Reproduce the listing below character for character; drop every image.

%%

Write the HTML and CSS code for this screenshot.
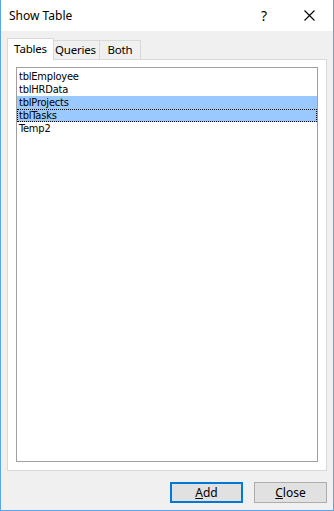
FILE: index.html
```html
<!DOCTYPE html>
<html lang="en">
<head>
    <meta charset="UTF-8">
    <title>Show Table</title>
    <link rel="stylesheet" href="styles.css">
</head>
<body>
    <div class="dialog">
        <div class="title-bar">
            <span class="title">Show Table</span>
            <span class="help-btn">?</span>
            <span class="close-btn">
                <svg width="11" height="11" viewBox="0 0 11 11">
                    <path d="M0.5 0.5 L10.5 10.5 M10.5 0.5 L0.5 10.5" stroke="#000" stroke-width="1.1" fill="none"/>
                </svg>
            </span>
        </div>

        <div class="dialog-body">
            <div class="tabs">
                <div class="tab active">Tables</div>
                <div class="tab tab-queries">Queries</div>
                <div class="tab tab-both">Both</div>
            </div>

            <div class="tab-panel">
                <div class="table-list">
                    <div class="list-item">tblEmployee</div>
                    <div class="list-item">tblHRData</div>
                    <div class="list-item selected">tblProjects</div>
                    <div class="list-item selected focused">tblTasks</div>
                    <div class="list-item">Temp2</div>
                </div>
            </div>

            <div class="dialog-buttons">
                <button class="btn btn-default"><u>A</u>dd</button>
                <button class="btn"><u>C</u>lose</button>
            </div>
        </div>
    </div>
</body>
</html>
```

FILE: styles.css
```css
* {
    box-sizing: border-box;
}

body {
    margin: 0;
    font-family: "Noto Sans", "Open Sans", sans-serif;
    background: #fff;
}

.dialog {
    width: 334px;
    height: 511px;
    border: 1px solid #5ba7e5;
    border-top: none;
    display: flex;
    flex-direction: column;
    background: #f0f0f0;
}

.title-bar {
    height: 31px;
    background: #fff;
    display: flex;
    align-items: center;
    padding-left: 8px;
    font-size: 12px;
    color: #000;
}

.title {
    flex: 1;
}

.help-btn {
    font-size: 14px;
    margin-right: 37px;
}

.close-btn {
    display: flex;
    align-items: center;
    margin-right: 18px;
}

.dialog-body {
    flex: 1;
    display: flex;
    flex-direction: column;
    padding: 7px 6px 7px 6px;
}

.tabs {
    display: flex;
    align-items: flex-end;
    height: 21px;
    padding-left: 2px;
    position: relative;
    z-index: 1;
    font-size: 11.5px;
}

.tab {
    height: 19px;
    border: 1px solid #d9d9d9;
    border-bottom: none;
    background: #f0f0f0;
    text-align: center;
    line-height: 18px;
    margin-left: -1px;
    letter-spacing: -0.2px;
}

.tab.active {
    width: 47px;
    height: 22px;
    background: #fff;
    padding-top: 1px;
    margin-left: -2px;
    margin-right: -2px;
    margin-bottom: -1px;
    position: relative;
    z-index: 2;
}

.tab-queries {
    width: 49px;
}

.tab-both {
    width: 42px;
}

.tab-panel {
    flex: 1;
    background: #fff;
    border: 1px solid #d9d9d9;
    padding: 7px 8px 8px 8px;
    display: flex;
}

.table-list {
    flex: 1;
    border: 1px solid #a0a0a0;
    padding-top: 2px;
    font-family: "DejaVu Sans Condensed", "DejaVu Sans", sans-serif;
    font-size: 11px;
    letter-spacing: -0.2px;
}

.list-item {
    height: 13px;
    line-height: 13px;
    padding-left: 2px;
    color: #000;
}

.list-item.selected {
    background: #99c9ff;
}

.list-item.focused {
    outline: 1px dotted #000;
    outline-offset: -1px;
}

.dialog-buttons {
    display: flex;
    justify-content: flex-end;
    gap: 11px;
    padding-top: 11px;
}

.btn {
    width: 73px;
    height: 21px;
    background: #e1e1e1;
    border: 1px solid #adadad;
    font-family: "Noto Sans", "Open Sans", sans-serif;
    font-size: 12px;
    padding: 0;
    color: #000;
}

.btn-default {
    border: 2px solid #0078d7;
}
```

%%

COMPLETE RESPONSE:
Write the HTML and CSS code for this screenshot.
FILE: index.html
```html
<!DOCTYPE html>
<html lang="en">
<head>
    <meta charset="UTF-8">
    <title>Show Table</title>
    <link rel="stylesheet" href="styles.css">
</head>
<body>
    <div class="dialog">
        <div class="title-bar">
            <span class="title">Show Table</span>
            <span class="help-btn">?</span>
            <span class="close-btn">
                <svg width="11" height="11" viewBox="0 0 11 11">
                    <path d="M0.5 0.5 L10.5 10.5 M10.5 0.5 L0.5 10.5" stroke="#000" stroke-width="1.1" fill="none"/>
                </svg>
            </span>
        </div>

        <div class="dialog-body">
            <div class="tabs">
                <div class="tab active">Tables</div>
                <div class="tab tab-queries">Queries</div>
                <div class="tab tab-both">Both</div>
            </div>

            <div class="tab-panel">
                <div class="table-list">
                    <div class="list-item">tblEmployee</div>
                    <div class="list-item">tblHRData</div>
                    <div class="list-item selected">tblProjects</div>
                    <div class="list-item selected focused">tblTasks</div>
                    <div class="list-item">Temp2</div>
                </div>
            </div>

            <div class="dialog-buttons">
                <button class="btn btn-default"><u>A</u>dd</button>
                <button class="btn"><u>C</u>lose</button>
            </div>
        </div>
    </div>
</body>
</html>
```

FILE: styles.css
```css
* {
    box-sizing: border-box;
}

body {
    margin: 0;
    font-family: "Noto Sans", "Open Sans", sans-serif;
    background: #fff;
}

.dialog {
    width: 334px;
    height: 511px;
    border: 1px solid #5ba7e5;
    border-top: none;
    display: flex;
    flex-direction: column;
    background: #f0f0f0;
}

.title-bar {
    height: 31px;
    background: #fff;
    display: flex;
    align-items: center;
    padding-left: 8px;
    font-size: 12px;
    color: #000;
}

.title {
    flex: 1;
}

.help-btn {
    font-size: 14px;
    margin-right: 37px;
}

.close-btn {
    display: flex;
    align-items: center;
    margin-right: 18px;
}

.dialog-body {
    flex: 1;
    display: flex;
    flex-direction: column;
    padding: 7px 6px 7px 6px;
}

.tabs {
    display: flex;
    align-items: flex-end;
    height: 21px;
    padding-left: 2px;
    position: relative;
    z-index: 1;
    font-size: 11.5px;
}

.tab {
    height: 19px;
    border: 1px solid #d9d9d9;
    border-bottom: none;
    background: #f0f0f0;
    text-align: center;
    line-height: 18px;
    margin-left: -1px;
    letter-spacing: -0.2px;
}

.tab.active {
    width: 47px;
    height: 22px;
    background: #fff;
    padding-top: 1px;
    margin-left: -2px;
    margin-right: -2px;
    margin-bottom: -1px;
    position: relative;
    z-index: 2;
}

.tab-queries {
    width: 49px;
}

.tab-both {
    width: 42px;
}

.tab-panel {
    flex: 1;
    background: #fff;
    border: 1px solid #d9d9d9;
    padding: 7px 8px 8px 8px;
    display: flex;
}

.table-list {
    flex: 1;
    border: 1px solid #a0a0a0;
    padding-top: 2px;
    font-family: "DejaVu Sans Condensed", "DejaVu Sans", sans-serif;
    font-size: 11px;
    letter-spacing: -0.2px;
}

.list-item {
    height: 13px;
    line-height: 13px;
    padding-left: 2px;
    color: #000;
}

.list-item.selected {
    background: #99c9ff;
}

.list-item.focused {
    outline: 1px dotted #000;
    outline-offset: -1px;
}

.dialog-buttons {
    display: flex;
    justify-content: flex-end;
    gap: 11px;
    padding-top: 11px;
}

.btn {
    width: 73px;
    height: 21px;
    background: #e1e1e1;
    border: 1px solid #adadad;
    font-family: "Noto Sans", "Open Sans", sans-serif;
    font-size: 12px;
    padding: 0;
    color: #000;
}

.btn-default {
    border: 2px solid #0078d7;
}
```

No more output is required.